次世代リーダー研修を実施する際に見落としがちなことが、“学びを職場で活かせる環境づくり”だ。
「職場のメンバーを巻き込んで仕事をする」といったことを研修内で宣言しても、なかなか職場で実践できる機会がない。
もちろん、周囲から言われるまで待っているような受身な姿勢は問題である。
しかし、それ以上に問題なのは現場の上司が研修でのメッセージを理解していないことだ。
例えば、次世代研修の目的が「周囲を巻き込むリーダーシップを身につける」だとしよう。

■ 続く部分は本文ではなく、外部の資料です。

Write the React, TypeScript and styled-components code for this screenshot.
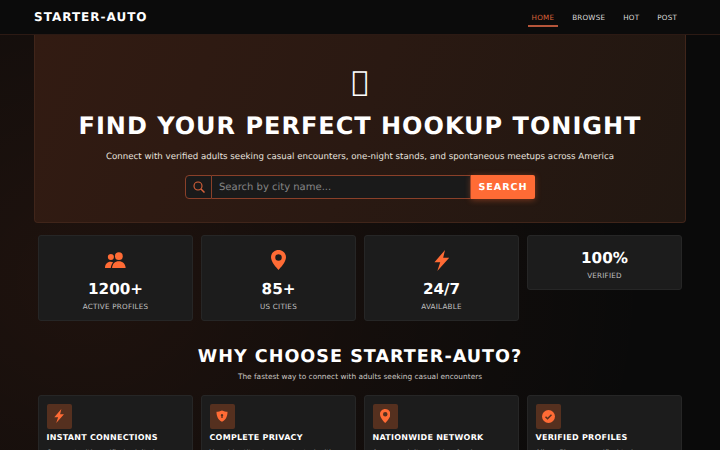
import React from "react";
import styled, { createGlobalStyle } from "styled-components";

const Global = createGlobalStyle`
  html, body { margin: 0; padding: 0; height: 450px; overflow: hidden; }
  body {
    font-family: "DejaVu Sans", sans-serif;
    color: #fff;
    background: #0a0a0a;
    text-rendering: geometricPrecision;
  }
  * { box-sizing: border-box; }
`;

const Page = styled.div`
  width: 720px;
  height: 450px;
  overflow: hidden;
  background:
    radial-gradient(ellipse 560px 520px at 12% 62%, rgba(255, 107, 53, 0.085), transparent 100%),
    #0a0a0a;
`;

const Nav = styled.nav`
  height: 35px;
  padding: 0 39px 0 34px;
  display: flex;
  align-items: center;
  justify-content: space-between;
  background: #0b0b0b;
  border-bottom: 1px solid #2c1a14;
`;

const Brand = styled.div`
  font-size: 12px;
  font-weight: 700;
  letter-spacing: 1px;
  color: #fff;
`;

const Links = styled.div`
  display: flex;
  align-items: center;
  gap: 10px;
`;

const NavLink = styled.a<{ $active?: boolean }>`
  display: block;
  font-size: 7.2px;
  line-height: 9px;
  letter-spacing: 0.2px;
  padding: 5px 4px 3px;
  color: ${(p) => (p.$active ? "#d9623a" : "#dcdcdc")};
  border-bottom: 2px solid ${(p) => (p.$active ? "#b5553a" : "transparent")};
`;

const Main = styled.main`
  padding: 0 34px;
`;

const Hero = styled.section`
  height: 188px;
  padding-top: 29.5px;
  display: flex;
  flex-direction: column;
  align-items: center;
  border: 1px solid #40251a;
  border-top: none;
  border-radius: 0 0 4px 4px;
  background: linear-gradient(110deg, #321b12 0%, #2a1912 50%, #211711 100%);
`;

const HeroGlyph = styled.div`
  font-size: 28px;
  line-height: 34px;
  color: #fff;
`;

const HeroTitle = styled.h1`
  margin: 13.5px 0 0;
  font-size: 24px;
  line-height: 28px;
  font-weight: 700;
  letter-spacing: 1px;
  white-space: nowrap;
`;

const HeroText = styled.p`
  margin: 10.5px 0 0;
  font-size: 8.66px;
  line-height: 12px;
  color: #e6e1de;
  white-space: nowrap;
`;

const SearchBar = styled.form`
  margin-top: 12.5px;
  display: flex;
  width: 350px;
  height: 24px;
`;

const SearchIconBox = styled.span`
  width: 27px;
  display: flex;
  align-items: center;
  justify-content: center;
  background: #1a1a1a;
  border: 1px solid #8a4029;
  border-radius: 4px 0 0 4px;
  color: #d9623a;
`;

const SearchInput = styled.div`
  flex: 1;
  padding-left: 7px;
  display: flex;
  align-items: center;
  background: #1a1a1a;
  border: 1px solid #8a4029;
  border-left: none;
  font-size: 10px;
  color: #858585;
`;

const SearchButton = styled.button`
  width: 64px;
  border: none;
  padding: 0;
  background: #ff6b35;
  border-radius: 0 2px 2px 0;
  color: #fff;
  font-family: inherit;
  font-size: 9.6px;
  font-weight: 700;
  letter-spacing: 0.96px;
  text-rendering: geometricPrecision;
  box-shadow: 0 1px 6px rgba(255, 107, 53, 0.4);
`;

const Grid = styled.div<{ $top: number }>`
  margin: ${(p) => p.$top}px 4px 0;
  display: grid;
  grid-template-columns: repeat(4, 1fr);
  gap: 8px;
  align-items: start;
`;

const StatCard = styled.div`
  padding: 13px 8px 9px;
  display: flex;
  flex-direction: column;
  align-items: center;
  background: #1c1c1c;
  border: 1px solid #262626;
  border-radius: 3px;
`;

const StatIcon = styled.div`
  height: 22px;
  margin-bottom: 9px;
  display: flex;
  align-items: center;
  justify-content: center;
  color: #ff6b35;
`;

const StatValue = styled.div`
  font-size: 15.2px;
  line-height: 18px;
  font-weight: 700;
`;

const StatLabel = styled.div`
  margin-top: 4px;
  font-size: 7.2px;
  line-height: 9px;
  letter-spacing: 0.22px;
  color: #c0c0c0;
`;

const SectionTitle = styled.h2`
  margin: 24.5px 0 0;
  text-align: center;
  font-size: 17.6px;
  line-height: 23px;
  font-weight: 700;
  letter-spacing: 1px;
`;

const SectionText = styled.p`
  margin: 2.5px 0 0;
  text-align: center;
  font-size: 7.4px;
  line-height: 12px;
  color: #cac6c3;
`;

const FeatureCard = styled.div`
  padding: 7.5px;
  height: 90px;
  background: #1c1c1c;
  border: 1px solid #262626;
  border-radius: 3px;
`;

const FeatureIcon = styled.div`
  width: 25px;
  height: 25px;
  display: flex;
  align-items: center;
  justify-content: center;
  background: #55301f;
  border-radius: 2px;
  color: #ff6b35;
`;

const FeatureTitle = styled.h3`
  margin: 3px 0 0;
  font-size: 8px;
  line-height: 11px;
  font-weight: 700;
  letter-spacing: 0.25px;
  white-space: nowrap;
`;

const FeatureText = styled.p`
  margin: 4.5px 0 0;
  font-size: 7.4px;
  line-height: 12px;
  color: #b4b4b4;
`;

const Users = ({ size }: { size: number }) => (
  <svg width={size} height={size * 0.8} viewBox="0 0 25 20" fill="currentColor">
    <circle cx="7" cy="6" r="3.600" />
    <circle cx="16.500" cy="5" r="4.600" />
    <path d="M0 19c.2-4.600 2.600-7.400 6.600-7.400 1.300 0 2.300.3 3.200.8-1.800 1.600-2.700 3.900-2.900 6.600z" />
    <path d="M8.400 19c.3-5 3.400-8 8-8s7.900 3 8.200 8z" />
  </svg>
);

const Pin = ({ size }: { size: number }) => (
  <svg width={size * 0.75} height={size} viewBox="0 0 18 24">
    <path
      fill="currentColor"
      fillRule="evenodd"
      d="M9 0C4 0 0 3.900 0 8.800 0 14.600 7 21.800 9 24c2-2.200 9-9.400 9-15.200C18 3.900 14 0 9 0zm0 5a3.900 3.900 0 1 1 0 7.800A3.900 3.900 0 0 1 9 5z"
    />
  </svg>
);

const Bolt = ({ size }: { size: number }) => (
  <svg width={size * 0.75} height={size} viewBox="0 0 18 24" fill="currentColor">
    <path d="M12.600 0 0.500 14h6.600L3.800 24 17.500 8.800h-7z" />
  </svg>
);

const Shield = ({ size }: { size: number }) => (
  <svg width={size} height={size} viewBox="0 0 24 24">
    <path
      fill="currentColor"
      fillRule="evenodd"
      d="M12 1c4 1.800 7.500 2.400 11 2.400 0 9-3 16-11 20C4 19.400 1 12.400 1 3.400 4.500 3.400 8 2.800 12 1zm0 7a2.500 2.500 0 0 0-1.300 4.600V16h2.600v-3.400A2.500 2.500 0 0 0 12 8z"
    />
  </svg>
);

const Check = ({ size }: { size: number }) => (
  <svg width={size} height={size} viewBox="0 0 24 24">
    <circle cx="12" cy="12" r="12" fill="currentColor" />
    <path d="M6.500 12.500l3.700 3.700 7.300-7.500" fill="none" stroke="#55301f" strokeWidth="2.800" />
  </svg>
);

const Search = () => (
  <svg width="12" height="12" viewBox="0 0 12 12" fill="none" stroke="currentColor" strokeWidth="1.100">
    <circle cx="5" cy="5" r="4" />
    <path d="M8 8l3.500 3.500" strokeWidth="1.500" />
  </svg>
);

const stats = [
  { icon: <Users size={21} />, value: "1200+", label: "ACTIVE PROFILES" },
  { icon: <Pin size={20} />, value: "85+", label: "US CITIES" },
  { icon: <Bolt size={21} />, value: "24/7", label: "AVAILABLE" },
  { icon: null, value: "100%", label: "VERIFIED" },
];

const features = [
  {
    icon: <Bolt size={14} />,
    title: "INSTANT CONNECTIONS",
    text: "Connect with verified adults in your area instantly, any time of day.",
  },
  {
    icon: <Shield size={12} />,
    title: "COMPLETE PRIVACY",
    text: "Your identity stays protected with discreet and secure messaging.",
  },
  {
    icon: <Pin size={14} />,
    title: "NATIONWIDE NETWORK",
    text: "Access adults seeking fun in every major city across America.",
  },
  {
    icon: <Check size={13} />,
    title: "VERIFIED PROFILES",
    text: "All profiles are verified to keep our community real and safe.",
  },
];

export default function App() {
  return (
    <Page>
      <Global />
      <Nav>
        <Brand>STARTER-AUTO</Brand>
        <Links>
          <NavLink $active>HOME</NavLink>
          <NavLink>BROWSE</NavLink>
          <NavLink>HOT</NavLink>
          <NavLink>POST</NavLink>
        </Links>
      </Nav>
      <Main>
        <Hero>
          <HeroGlyph>{"\uf06d"}</HeroGlyph>
          <HeroTitle>FIND YOUR PERFECT HOOKUP TONIGHT</HeroTitle>
          <HeroText>
            Connect with verified adults seeking casual encounters, one-night stands, and spontaneous meetups across America
          </HeroText>
          <SearchBar>
            <SearchIconBox>
              <Search />
            </SearchIconBox>
            <SearchInput>Search by city name...</SearchInput>
            <SearchButton type="button">SEARCH</SearchButton>
          </SearchBar>
        </Hero>
        <Grid $top={12}>
          {stats.map((s) => (
            <StatCard key={s.label}>
              {s.icon && <StatIcon>{s.icon}</StatIcon>}
              <StatValue>{s.value}</StatValue>
              <StatLabel>{s.label}</StatLabel>
            </StatCard>
          ))}
        </Grid>
        <SectionTitle>WHY CHOOSE STARTER-AUTO?</SectionTitle>
        <SectionText>The fastest way to connect with adults seeking casual encounters</SectionText>
        <Grid $top={12}>
          {features.map((f) => (
            <FeatureCard key={f.title}>
              <FeatureIcon>{f.icon}</FeatureIcon>
              <FeatureTitle>{f.title}</FeatureTitle>
              <FeatureText>{f.text}</FeatureText>
            </FeatureCard>
          ))}
        </Grid>
      </Main>
    </Page>
  );
}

研修で火がつき、「職場でより主体的に仕事を進めよう」と決意した社員がいるとする。
しかし、もとが主体的でなかったために、その決意は強固なものとは思えない。
そんなときに、現場の上司が人事と育成目標を共有し、研修での学びを理解していれば、リーダーシップを必要とする業務を与え、実践の場を得る。
うまくいくこともあれば、それ以上に失敗することもあり、その経験が大きな学びとなっていく。
経験の中らから本当のリーダーシップが芽生えていく。
しかし、もし集合教育を展開する人事と、現場の上司が本人に期待するレベルが違っていたら、「いや、そんなことより今の業務を続けてくれ」と上司から言われ、研修での学びどころか、研修で学ぶことの意欲も減退してしまうだろう。
また、上司の態度が「勝手にやってくれ」という ものであったとすると、自分の決意は歓迎されていないものだと認識し、その決意は簡単に後ずさりしてしまうことだろう。
現場と人事部門の齟齬は様々な研修でも起こり得ることだが、この「次世代リーダー研修」という分野においては特に留意する必要がある。
管理職研修や新入社員研修とは違い、今の業務で求められる知識や能力を養うものではないためだ。
「今求められていなければ、やる必要はない。」
そんな言葉で片付けられないのが育成であろう。
育成とは、今求められることを行うのではなく、将来求められる人材になるために行うことであるのだから。